→ Exercise goal:
Repeat the material exactly from its first line to the line that includes "import React from 'react';". Skip pictures.

---

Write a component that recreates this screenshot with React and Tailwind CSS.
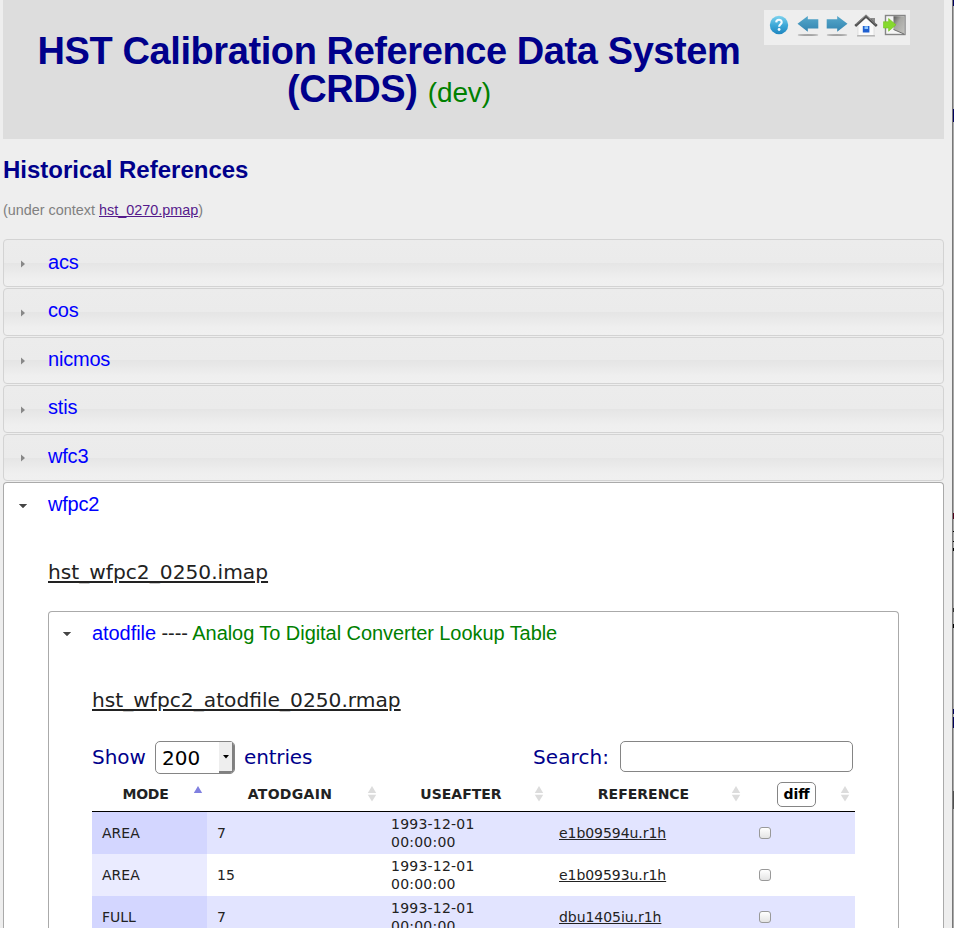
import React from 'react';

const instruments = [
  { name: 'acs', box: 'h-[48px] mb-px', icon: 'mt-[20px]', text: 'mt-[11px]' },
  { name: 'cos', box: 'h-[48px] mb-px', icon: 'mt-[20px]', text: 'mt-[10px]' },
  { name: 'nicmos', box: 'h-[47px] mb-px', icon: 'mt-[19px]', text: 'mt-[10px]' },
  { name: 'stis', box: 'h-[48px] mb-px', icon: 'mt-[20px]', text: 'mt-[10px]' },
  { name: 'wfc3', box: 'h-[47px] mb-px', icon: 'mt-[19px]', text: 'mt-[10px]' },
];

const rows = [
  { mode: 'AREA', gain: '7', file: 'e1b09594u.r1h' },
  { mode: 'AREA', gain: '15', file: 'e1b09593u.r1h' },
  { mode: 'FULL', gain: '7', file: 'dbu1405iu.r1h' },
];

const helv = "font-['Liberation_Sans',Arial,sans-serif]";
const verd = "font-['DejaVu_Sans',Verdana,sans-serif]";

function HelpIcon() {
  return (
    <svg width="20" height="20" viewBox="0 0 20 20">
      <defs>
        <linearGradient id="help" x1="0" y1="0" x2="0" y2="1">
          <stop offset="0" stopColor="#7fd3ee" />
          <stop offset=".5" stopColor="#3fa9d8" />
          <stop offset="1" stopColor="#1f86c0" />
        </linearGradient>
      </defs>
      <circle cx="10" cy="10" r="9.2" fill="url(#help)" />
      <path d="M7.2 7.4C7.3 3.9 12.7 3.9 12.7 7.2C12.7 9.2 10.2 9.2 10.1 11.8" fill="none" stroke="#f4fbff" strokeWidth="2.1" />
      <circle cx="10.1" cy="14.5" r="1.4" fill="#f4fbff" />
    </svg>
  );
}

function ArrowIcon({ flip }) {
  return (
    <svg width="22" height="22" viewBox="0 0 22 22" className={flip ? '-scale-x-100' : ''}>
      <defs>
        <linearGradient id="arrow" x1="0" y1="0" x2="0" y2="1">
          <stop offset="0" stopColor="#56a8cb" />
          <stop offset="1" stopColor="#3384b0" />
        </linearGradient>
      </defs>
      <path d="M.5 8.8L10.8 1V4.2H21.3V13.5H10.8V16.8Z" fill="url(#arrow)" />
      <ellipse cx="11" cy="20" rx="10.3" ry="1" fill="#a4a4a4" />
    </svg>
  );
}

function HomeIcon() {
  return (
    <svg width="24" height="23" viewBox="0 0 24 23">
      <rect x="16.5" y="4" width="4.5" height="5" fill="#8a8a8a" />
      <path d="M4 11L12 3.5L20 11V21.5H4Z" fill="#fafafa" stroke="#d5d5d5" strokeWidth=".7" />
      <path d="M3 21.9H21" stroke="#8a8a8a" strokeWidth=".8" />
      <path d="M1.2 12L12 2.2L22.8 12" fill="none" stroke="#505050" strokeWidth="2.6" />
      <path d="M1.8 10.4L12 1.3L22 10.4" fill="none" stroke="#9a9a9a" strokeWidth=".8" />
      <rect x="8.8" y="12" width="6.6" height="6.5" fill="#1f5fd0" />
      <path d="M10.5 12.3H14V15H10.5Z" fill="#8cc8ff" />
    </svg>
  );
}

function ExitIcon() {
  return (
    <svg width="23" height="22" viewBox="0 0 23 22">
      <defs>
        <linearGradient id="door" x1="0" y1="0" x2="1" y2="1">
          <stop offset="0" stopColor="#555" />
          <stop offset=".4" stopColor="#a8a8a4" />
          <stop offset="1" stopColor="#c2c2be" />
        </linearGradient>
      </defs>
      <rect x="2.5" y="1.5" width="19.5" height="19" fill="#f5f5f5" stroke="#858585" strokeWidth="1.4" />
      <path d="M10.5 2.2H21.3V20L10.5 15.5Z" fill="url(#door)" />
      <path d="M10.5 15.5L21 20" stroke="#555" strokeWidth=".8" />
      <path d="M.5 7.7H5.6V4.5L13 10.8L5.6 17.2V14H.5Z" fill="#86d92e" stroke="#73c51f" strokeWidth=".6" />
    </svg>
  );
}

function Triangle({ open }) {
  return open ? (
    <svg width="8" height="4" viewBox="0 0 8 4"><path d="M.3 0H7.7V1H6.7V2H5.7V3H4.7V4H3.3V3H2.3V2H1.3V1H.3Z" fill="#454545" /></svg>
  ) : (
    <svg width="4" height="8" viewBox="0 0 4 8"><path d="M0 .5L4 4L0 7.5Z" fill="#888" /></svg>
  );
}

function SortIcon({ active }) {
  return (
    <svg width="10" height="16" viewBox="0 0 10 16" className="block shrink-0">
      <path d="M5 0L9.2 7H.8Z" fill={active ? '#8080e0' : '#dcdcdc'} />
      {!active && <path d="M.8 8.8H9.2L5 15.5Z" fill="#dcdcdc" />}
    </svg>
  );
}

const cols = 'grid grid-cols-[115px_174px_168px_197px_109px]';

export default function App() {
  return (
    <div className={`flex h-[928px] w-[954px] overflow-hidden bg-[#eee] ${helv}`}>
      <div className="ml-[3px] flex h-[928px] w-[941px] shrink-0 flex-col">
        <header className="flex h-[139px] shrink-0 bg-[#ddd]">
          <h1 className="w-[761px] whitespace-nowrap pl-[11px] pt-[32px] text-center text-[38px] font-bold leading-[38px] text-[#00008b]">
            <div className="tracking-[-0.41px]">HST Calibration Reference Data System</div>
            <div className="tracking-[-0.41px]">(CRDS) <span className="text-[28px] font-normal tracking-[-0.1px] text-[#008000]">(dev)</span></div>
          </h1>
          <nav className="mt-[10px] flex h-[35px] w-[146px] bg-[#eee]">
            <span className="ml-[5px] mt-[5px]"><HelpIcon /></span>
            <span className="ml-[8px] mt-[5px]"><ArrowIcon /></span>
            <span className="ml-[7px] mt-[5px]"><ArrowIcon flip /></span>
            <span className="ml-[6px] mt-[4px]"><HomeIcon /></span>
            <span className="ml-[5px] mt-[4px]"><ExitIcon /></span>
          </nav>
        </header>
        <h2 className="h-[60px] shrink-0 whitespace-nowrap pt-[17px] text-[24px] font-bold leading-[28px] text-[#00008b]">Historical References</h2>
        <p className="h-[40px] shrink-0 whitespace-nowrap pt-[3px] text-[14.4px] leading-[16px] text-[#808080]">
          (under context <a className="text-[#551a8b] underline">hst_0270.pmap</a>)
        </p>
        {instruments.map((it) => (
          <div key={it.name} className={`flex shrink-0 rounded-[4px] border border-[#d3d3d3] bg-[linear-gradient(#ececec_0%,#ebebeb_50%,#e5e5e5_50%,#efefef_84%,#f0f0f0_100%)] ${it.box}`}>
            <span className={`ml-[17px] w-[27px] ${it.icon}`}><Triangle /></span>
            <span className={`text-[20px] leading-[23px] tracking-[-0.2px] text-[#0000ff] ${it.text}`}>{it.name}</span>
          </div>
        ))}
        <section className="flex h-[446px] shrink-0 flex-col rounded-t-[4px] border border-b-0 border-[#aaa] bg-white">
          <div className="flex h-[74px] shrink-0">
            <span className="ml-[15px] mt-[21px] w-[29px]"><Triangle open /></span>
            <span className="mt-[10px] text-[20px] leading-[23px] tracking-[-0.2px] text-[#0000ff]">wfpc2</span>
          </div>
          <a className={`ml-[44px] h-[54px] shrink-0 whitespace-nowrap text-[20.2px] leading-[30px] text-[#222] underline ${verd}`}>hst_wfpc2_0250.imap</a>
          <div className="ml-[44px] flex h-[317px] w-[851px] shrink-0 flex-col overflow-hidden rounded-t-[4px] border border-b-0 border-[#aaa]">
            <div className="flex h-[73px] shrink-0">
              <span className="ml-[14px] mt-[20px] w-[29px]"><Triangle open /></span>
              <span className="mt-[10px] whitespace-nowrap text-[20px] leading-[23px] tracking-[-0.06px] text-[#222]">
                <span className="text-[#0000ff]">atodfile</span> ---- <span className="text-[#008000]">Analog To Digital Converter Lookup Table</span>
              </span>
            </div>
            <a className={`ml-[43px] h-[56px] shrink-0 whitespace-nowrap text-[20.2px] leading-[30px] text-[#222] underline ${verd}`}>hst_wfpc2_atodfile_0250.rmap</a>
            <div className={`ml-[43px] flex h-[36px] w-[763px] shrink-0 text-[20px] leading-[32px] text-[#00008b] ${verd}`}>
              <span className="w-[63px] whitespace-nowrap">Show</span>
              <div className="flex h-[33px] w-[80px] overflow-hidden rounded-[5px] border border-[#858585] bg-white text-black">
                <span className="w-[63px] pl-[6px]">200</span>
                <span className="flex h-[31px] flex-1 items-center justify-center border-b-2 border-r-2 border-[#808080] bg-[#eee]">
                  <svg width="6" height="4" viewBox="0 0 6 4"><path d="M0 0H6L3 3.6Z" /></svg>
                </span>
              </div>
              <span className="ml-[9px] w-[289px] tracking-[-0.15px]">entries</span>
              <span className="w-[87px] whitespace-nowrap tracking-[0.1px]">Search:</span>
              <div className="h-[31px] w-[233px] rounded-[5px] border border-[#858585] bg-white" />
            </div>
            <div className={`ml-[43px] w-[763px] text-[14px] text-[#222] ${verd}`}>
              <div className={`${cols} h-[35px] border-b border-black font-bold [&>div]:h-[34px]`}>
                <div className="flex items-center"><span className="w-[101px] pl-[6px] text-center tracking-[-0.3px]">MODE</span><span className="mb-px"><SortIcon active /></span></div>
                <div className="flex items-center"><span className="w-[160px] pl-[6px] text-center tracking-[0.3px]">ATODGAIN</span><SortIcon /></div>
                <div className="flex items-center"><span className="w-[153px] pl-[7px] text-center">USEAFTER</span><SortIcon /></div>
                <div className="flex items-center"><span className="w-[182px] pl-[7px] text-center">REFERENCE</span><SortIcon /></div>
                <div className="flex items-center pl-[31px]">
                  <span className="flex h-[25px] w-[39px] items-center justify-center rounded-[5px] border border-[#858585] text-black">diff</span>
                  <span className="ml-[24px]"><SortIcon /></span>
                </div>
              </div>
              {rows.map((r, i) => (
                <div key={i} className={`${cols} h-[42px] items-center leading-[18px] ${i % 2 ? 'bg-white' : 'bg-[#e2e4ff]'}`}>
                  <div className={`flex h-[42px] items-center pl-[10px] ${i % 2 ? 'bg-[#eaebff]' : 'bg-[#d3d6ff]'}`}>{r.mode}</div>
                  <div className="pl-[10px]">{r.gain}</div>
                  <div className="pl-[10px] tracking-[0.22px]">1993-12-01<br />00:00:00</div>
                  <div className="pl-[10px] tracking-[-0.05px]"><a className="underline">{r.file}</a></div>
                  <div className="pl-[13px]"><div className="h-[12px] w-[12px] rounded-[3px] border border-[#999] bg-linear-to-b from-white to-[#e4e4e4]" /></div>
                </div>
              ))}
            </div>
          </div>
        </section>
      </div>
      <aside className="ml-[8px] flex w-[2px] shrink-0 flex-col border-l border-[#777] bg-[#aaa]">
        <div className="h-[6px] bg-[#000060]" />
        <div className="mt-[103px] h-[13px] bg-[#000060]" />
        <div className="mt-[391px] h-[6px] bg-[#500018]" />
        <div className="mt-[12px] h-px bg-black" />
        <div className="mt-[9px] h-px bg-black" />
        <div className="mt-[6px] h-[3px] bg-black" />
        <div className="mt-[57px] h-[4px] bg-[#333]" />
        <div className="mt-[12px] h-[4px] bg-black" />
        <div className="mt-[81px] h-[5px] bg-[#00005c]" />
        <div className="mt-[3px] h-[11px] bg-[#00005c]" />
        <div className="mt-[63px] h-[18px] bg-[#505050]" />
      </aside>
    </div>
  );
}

---

→ Exercise response:
Write a component that recreates this screenshot with React and Tailwind CSS.
import React from 'react';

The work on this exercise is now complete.